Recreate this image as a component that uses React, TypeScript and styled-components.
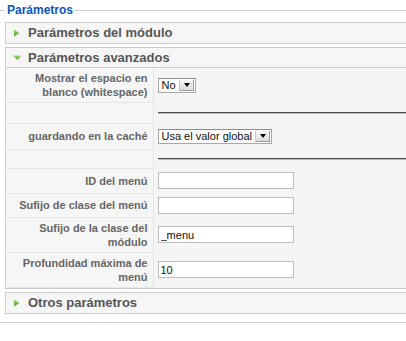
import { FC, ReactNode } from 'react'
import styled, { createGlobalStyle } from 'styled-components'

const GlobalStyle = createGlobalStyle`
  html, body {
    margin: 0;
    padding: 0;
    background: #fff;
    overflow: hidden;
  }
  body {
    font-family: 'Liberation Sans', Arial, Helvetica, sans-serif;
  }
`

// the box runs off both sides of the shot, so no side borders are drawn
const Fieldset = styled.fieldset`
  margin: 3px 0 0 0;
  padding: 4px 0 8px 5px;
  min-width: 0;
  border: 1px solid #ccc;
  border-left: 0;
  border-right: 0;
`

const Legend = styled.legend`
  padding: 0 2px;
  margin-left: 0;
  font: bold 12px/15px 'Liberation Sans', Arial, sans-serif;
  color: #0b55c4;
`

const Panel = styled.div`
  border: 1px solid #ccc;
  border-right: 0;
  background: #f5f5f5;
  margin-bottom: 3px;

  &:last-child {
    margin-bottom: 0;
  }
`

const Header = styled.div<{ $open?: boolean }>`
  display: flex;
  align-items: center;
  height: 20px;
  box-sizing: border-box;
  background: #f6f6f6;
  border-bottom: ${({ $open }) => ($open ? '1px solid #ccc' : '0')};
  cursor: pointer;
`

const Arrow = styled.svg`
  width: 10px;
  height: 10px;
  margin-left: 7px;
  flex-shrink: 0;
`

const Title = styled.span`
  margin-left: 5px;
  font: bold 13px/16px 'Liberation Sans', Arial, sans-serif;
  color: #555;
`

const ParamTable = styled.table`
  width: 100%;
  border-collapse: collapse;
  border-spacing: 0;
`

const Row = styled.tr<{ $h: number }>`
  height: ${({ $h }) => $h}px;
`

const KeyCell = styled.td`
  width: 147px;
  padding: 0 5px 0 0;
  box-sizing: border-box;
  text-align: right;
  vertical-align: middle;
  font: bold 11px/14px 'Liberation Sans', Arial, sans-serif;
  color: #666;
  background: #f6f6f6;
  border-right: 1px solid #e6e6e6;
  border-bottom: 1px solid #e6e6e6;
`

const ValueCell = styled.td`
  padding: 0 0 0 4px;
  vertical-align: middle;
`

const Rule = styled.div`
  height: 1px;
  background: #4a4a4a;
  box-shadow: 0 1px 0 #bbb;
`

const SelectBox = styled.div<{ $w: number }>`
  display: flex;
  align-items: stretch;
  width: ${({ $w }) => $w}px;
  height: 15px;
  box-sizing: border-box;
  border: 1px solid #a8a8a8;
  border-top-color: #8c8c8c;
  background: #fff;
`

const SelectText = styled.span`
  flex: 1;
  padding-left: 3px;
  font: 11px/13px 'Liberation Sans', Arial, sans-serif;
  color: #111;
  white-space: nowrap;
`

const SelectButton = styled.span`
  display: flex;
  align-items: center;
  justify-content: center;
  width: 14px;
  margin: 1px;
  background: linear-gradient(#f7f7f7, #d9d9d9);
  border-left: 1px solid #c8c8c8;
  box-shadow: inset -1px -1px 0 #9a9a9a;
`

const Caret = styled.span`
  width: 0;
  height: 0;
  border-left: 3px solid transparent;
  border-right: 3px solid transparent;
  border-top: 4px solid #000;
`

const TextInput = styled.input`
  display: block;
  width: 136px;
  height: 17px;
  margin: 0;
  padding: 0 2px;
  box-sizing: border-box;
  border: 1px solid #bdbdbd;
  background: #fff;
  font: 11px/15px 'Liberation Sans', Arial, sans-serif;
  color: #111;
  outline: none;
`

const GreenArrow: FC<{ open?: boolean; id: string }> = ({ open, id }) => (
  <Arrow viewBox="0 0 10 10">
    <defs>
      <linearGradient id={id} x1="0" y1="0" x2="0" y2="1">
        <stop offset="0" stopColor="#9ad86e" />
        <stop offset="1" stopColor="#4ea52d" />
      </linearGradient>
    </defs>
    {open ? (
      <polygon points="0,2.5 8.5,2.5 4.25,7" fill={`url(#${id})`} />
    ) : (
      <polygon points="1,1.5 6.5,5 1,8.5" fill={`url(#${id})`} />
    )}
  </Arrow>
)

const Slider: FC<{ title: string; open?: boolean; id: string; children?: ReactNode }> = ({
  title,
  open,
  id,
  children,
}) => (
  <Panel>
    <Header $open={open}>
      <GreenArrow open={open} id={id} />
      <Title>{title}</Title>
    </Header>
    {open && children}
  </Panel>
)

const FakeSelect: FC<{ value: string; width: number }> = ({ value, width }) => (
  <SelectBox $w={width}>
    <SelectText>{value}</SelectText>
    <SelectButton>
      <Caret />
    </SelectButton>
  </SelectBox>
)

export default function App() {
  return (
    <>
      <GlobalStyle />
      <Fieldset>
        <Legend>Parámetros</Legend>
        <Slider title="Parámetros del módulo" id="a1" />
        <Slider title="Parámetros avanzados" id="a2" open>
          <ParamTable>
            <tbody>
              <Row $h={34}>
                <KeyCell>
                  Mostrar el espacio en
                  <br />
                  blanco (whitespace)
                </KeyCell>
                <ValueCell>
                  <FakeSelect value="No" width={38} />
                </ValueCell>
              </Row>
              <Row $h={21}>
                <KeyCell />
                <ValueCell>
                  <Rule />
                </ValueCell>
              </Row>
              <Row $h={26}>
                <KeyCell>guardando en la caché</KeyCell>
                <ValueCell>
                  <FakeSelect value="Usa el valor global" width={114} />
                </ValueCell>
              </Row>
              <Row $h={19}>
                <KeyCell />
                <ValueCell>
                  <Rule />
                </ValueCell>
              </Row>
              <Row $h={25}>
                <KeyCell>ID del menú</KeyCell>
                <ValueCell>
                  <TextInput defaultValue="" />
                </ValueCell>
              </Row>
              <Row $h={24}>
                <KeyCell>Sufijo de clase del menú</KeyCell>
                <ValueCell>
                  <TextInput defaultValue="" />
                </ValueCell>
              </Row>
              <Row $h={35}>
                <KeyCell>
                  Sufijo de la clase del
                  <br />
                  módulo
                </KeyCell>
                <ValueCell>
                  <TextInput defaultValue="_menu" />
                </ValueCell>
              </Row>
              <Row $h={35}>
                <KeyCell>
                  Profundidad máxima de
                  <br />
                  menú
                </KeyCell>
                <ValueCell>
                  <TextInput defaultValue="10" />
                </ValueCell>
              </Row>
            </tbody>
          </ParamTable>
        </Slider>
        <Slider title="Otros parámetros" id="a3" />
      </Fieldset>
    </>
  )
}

· · ·

Pull every line containing "components" from the data.

Recreate this image as a component that uses React, TypeScript and styled-components.
import styled, { createGlobalStyle } from 'styled-components'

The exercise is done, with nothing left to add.